=== WHAT YOU HAVE TO DO ===
Please transcribe the data below exactly. Leave the pictures out.

=== DATA LINES ===
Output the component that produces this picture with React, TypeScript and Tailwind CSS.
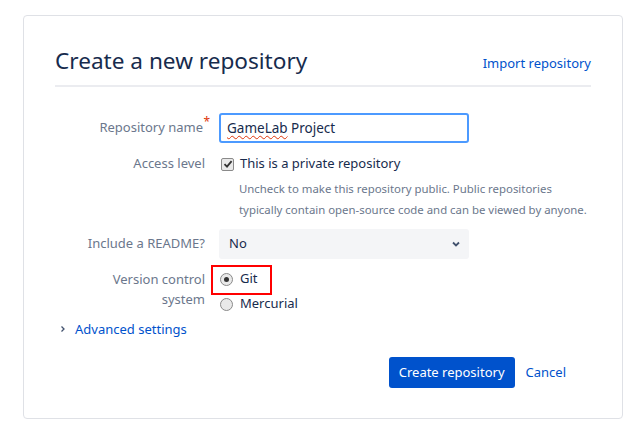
import React from "react";

const font = { fontFamily: '"Noto Sans", "Open Sans", sans-serif' };

export default function App() {
  return (
    <div className="w-[641px] h-[438px] bg-white pt-[15px] pl-[23px]" style={font}>
      <div className="w-[600px] h-[404px] rounded border border-[#dfe1e6] px-[31px] pt-[29px]">
        <div className="flex items-end justify-between border-b-2 border-[#ebecf0] pb-[8px]">
          <h1 className="text-[22.6px] leading-[32px] text-[#172b4d]">Create a new repository</h1>
          <a className="text-[13px] leading-[20px] text-[#0052cc] mb-[4px]">Import repository</a>
        </div>

        <div className="grid grid-cols-[150px_1fr] gap-x-[14px] mt-[26px] text-[13px] text-[#172b4d]">
          <div className="flex items-center justify-end h-[30px] text-[#6b778c] pr-[2px]">
            <span className="relative">
              Repository name
              <span className="absolute right-[-7px] top-[-5px] text-[#de350b] text-[12px]">*</span>
            </span>
          </div>
          <div className="h-[30px] w-[250px] border-2 border-[#4c9aff] rounded-[3px] flex items-center px-[6px] text-[13.5px]">
            <span>
              <span className="underline decoration-wavy decoration-[#de350b] decoration-1 underline-offset-2">GameLab</span> Project
            </span>
          </div>

          <div className="flex items-center justify-end h-[20px] mt-[11px] text-[#6b778c]">Access level</div>
          <div className="mt-[11px]">
            <div className="flex items-center h-[20px] gap-[6px] pl-[2px]">
              <span className="w-[13px] h-[13px] rounded-[2px] border border-[#8a8a8a] bg-[#e9e9e9] flex items-center justify-center">
                <svg width="10" height="10" viewBox="0 0 10 10">
                  <path d="M1.5 5.2 L4 7.6 L8.6 2.2" fill="none" stroke="#333" strokeWidth="1.8" />
                </svg>
              </span>
              <span>This is a private repository</span>
            </div>
            <p className="text-[11.4px] leading-[21px] text-[#6b778c] pl-[20px] mt-[4px] whitespace-nowrap">
              Uncheck to make this repository public. Public repositories
              <br />
              typically contain open-source code and can be viewed by anyone.
            </p>
          </div>

          <div className="flex items-center justify-end h-[30px] mt-[9px] text-[#6b778c]">Include a README?</div>
          <div className="mt-[9px] h-[30px] w-[250px] bg-[#f4f5f7] rounded-[3px] flex items-center justify-between pl-[10px] pr-[8px]">
            <span>No</span>
            <svg width="10" height="10" viewBox="0 0 10 10">
              <path d="M2 3.5 L5 6.5 L8 3.5" fill="none" stroke="#42526e" strokeWidth="1.8" />
            </svg>
          </div>

          <div className="text-right leading-[20px] mt-[10px] text-[#6b778c]">
            Version control
            <br />
            system
          </div>
          <div className="mt-[10px] relative">
            <div className="absolute left-[-8px] top-[-4px] w-[61px] h-[30px] border-2 border-[#ff0000]" />
            <div className="flex items-center h-[20px] gap-[7px] pl-[1px]">
              <span className="w-[13px] h-[13px] rounded-full border border-[#8a8a8a] bg-[#e9e9e9] flex items-center justify-center">
                <span className="w-[5px] h-[5px] rounded-full bg-[#333]" />
              </span>
              <span>Git</span>
            </div>
            <div className="flex items-center h-[20px] gap-[7px] pl-[1px] mt-[5px]">
              <span className="w-[13px] h-[13px] rounded-full border border-[#8a8a8a] bg-[#e9e9e9]" />
              <span>Mercurial</span>
            </div>
          </div>
        </div>

        <div className="flex items-center mt-[5px] ml-[4px] gap-[8px] text-[13px] text-[#0052cc]">
          <svg width="8" height="8" viewBox="0 0 8 8">
            <path d="M2.5 1.5 L5 4 L2.5 6.5" fill="none" stroke="#42526e" strokeWidth="1.3" />
          </svg>
          <span className="leading-[20px]">Advanced settings</span>
        </div>

        <div className="flex items-center justify-end gap-[11px] mt-[18px] pr-[25px]">
          <button className="h-[31px] px-[10px] bg-[#0052cc] text-white text-[13px] rounded-[3px]">Create repository</button>
          <a className="text-[13px] text-[#0052cc]">Cancel</a>
        </div>
      </div>
    </div>
  );
}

=== OUTPUT OF THE TASK ===
Output the component that produces this picture with React, TypeScript and Tailwind CSS.
import React from "react";

const font = { fontFamily: '"Noto Sans", "Open Sans", sans-serif' };

export default function App() {
  return (
    <div className="w-[641px] h-[438px] bg-white pt-[15px] pl-[23px]" style={font}>
      <div className="w-[600px] h-[404px] rounded border border-[#dfe1e6] px-[31px] pt-[29px]">
        <div className="flex items-end justify-between border-b-2 border-[#ebecf0] pb-[8px]">
          <h1 className="text-[22.6px] leading-[32px] text-[#172b4d]">Create a new repository</h1>
          <a className="text-[13px] leading-[20px] text-[#0052cc] mb-[4px]">Import repository</a>
        </div>

        <div className="grid grid-cols-[150px_1fr] gap-x-[14px] mt-[26px] text-[13px] text-[#172b4d]">
          <div className="flex items-center justify-end h-[30px] text-[#6b778c] pr-[2px]">
            <span className="relative">
              Repository name
              <span className="absolute right-[-7px] top-[-5px] text-[#de350b] text-[12px]">*</span>
            </span>
          </div>
          <div className="h-[30px] w-[250px] border-2 border-[#4c9aff] rounded-[3px] flex items-center px-[6px] text-[13.5px]">
            <span>
              <span className="underline decoration-wavy decoration-[#de350b] decoration-1 underline-offset-2">GameLab</span> Project
            </span>
          </div>

          <div className="flex items-center justify-end h-[20px] mt-[11px] text-[#6b778c]">Access level</div>
          <div className="mt-[11px]">
            <div className="flex items-center h-[20px] gap-[6px] pl-[2px]">
              <span className="w-[13px] h-[13px] rounded-[2px] border border-[#8a8a8a] bg-[#e9e9e9] flex items-center justify-center">
                <svg width="10" height="10" viewBox="0 0 10 10">
                  <path d="M1.5 5.2 L4 7.6 L8.6 2.2" fill="none" stroke="#333" strokeWidth="1.8" />
                </svg>
              </span>
              <span>This is a private repository</span>
            </div>
            <p className="text-[11.4px] leading-[21px] text-[#6b778c] pl-[20px] mt-[4px] whitespace-nowrap">
              Uncheck to make this repository public. Public repositories
              <br />
              typically contain open-source code and can be viewed by anyone.
            </p>
          </div>

          <div className="flex items-center justify-end h-[30px] mt-[9px] text-[#6b778c]">Include a README?</div>
          <div className="mt-[9px] h-[30px] w-[250px] bg-[#f4f5f7] rounded-[3px] flex items-center justify-between pl-[10px] pr-[8px]">
            <span>No</span>
            <svg width="10" height="10" viewBox="0 0 10 10">
              <path d="M2 3.5 L5 6.5 L8 3.5" fill="none" stroke="#42526e" strokeWidth="1.8" />
            </svg>
          </div>

          <div className="text-right leading-[20px] mt-[10px] text-[#6b778c]">
            Version control
            <br />
            system
          </div>
          <div className="mt-[10px] relative">
            <div className="absolute left-[-8px] top-[-4px] w-[61px] h-[30px] border-2 border-[#ff0000]" />
            <div className="flex items-center h-[20px] gap-[7px] pl-[1px]">
              <span className="w-[13px] h-[13px] rounded-full border border-[#8a8a8a] bg-[#e9e9e9] flex items-center justify-center">
                <span className="w-[5px] h-[5px] rounded-full bg-[#333]" />
              </span>
              <span>Git</span>
            </div>
            <div className="flex items-center h-[20px] gap-[7px] pl-[1px] mt-[5px]">
              <span className="w-[13px] h-[13px] rounded-full border border-[#8a8a8a] bg-[#e9e9e9]" />
              <span>Mercurial</span>
            </div>
          </div>
        </div>

        <div className="flex items-center mt-[5px] ml-[4px] gap-[8px] text-[13px] text-[#0052cc]">
          <svg width="8" height="8" viewBox="0 0 8 8">
            <path d="M2.5 1.5 L5 4 L2.5 6.5" fill="none" stroke="#42526e" strokeWidth="1.3" />
          </svg>
          <span className="leading-[20px]">Advanced settings</span>
        </div>

        <div className="flex items-center justify-end gap-[11px] mt-[18px] pr-[25px]">
          <button className="h-[31px] px-[10px] bg-[#0052cc] text-white text-[13px] rounded-[3px]">Create repository</button>
          <a className="text-[13px] text-[#0052cc]">Cancel</a>
        </div>
      </div>
    </div>
  );
}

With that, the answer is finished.